Al nacer mis hijos, con cada uno, nació otra versión de mí y escribiendo la tercera parte de mi libro, aprendí que ser mamá de este par me invita más a criarme que a criarlos, lo que me lleva a mi cuarto punto: Entre más me amo, más los amo y más se aman ellos mismos. Ellos crecen observando lo que hago, no escuchando lo que digo, y esta es mi mayor inspiración a ser mi mejor versión. Antes de ser mamá me cuidaba peor que a un cactus, por lo que la experiencia me ha transformado completa. Antes, no estaba segura de si quería ser mamá, pero al decidir que sí, jamás imaginé la profundidad de este viaje divino.

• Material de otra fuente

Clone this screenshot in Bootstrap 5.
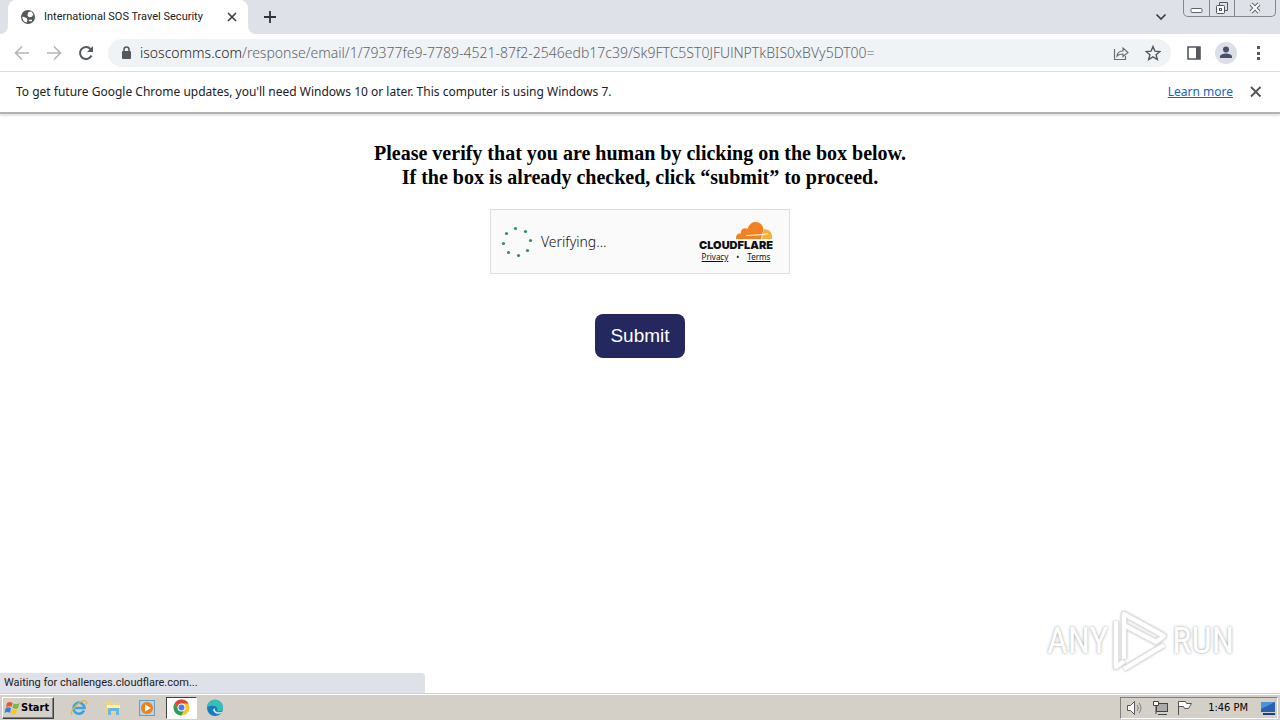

El comentario de mi amiga que incitó mi espiral de sobre análisis me invita a circular de regreso para mi último punto. El amor que nuestros hijos no nos están demostrando de maneras obvias no solo está ahí, sino que sin plena conciencia de ello, agradecen la seguridad del nuestro. Es la base sobre la que pisan para ir a comerse el mundo. Y, como me enseñó perder a mi mamá a los trece años y aún pedirle, y sentir, su mano cuando la necesito, ese amor existirá para toda la vida. Este camino de ser el contenedor de su crecimiento y evolución trasciende nuestra vida. Mi mamá está siempre conmigo, y ahora entiendo que así estaré siempre yo para mis hijos.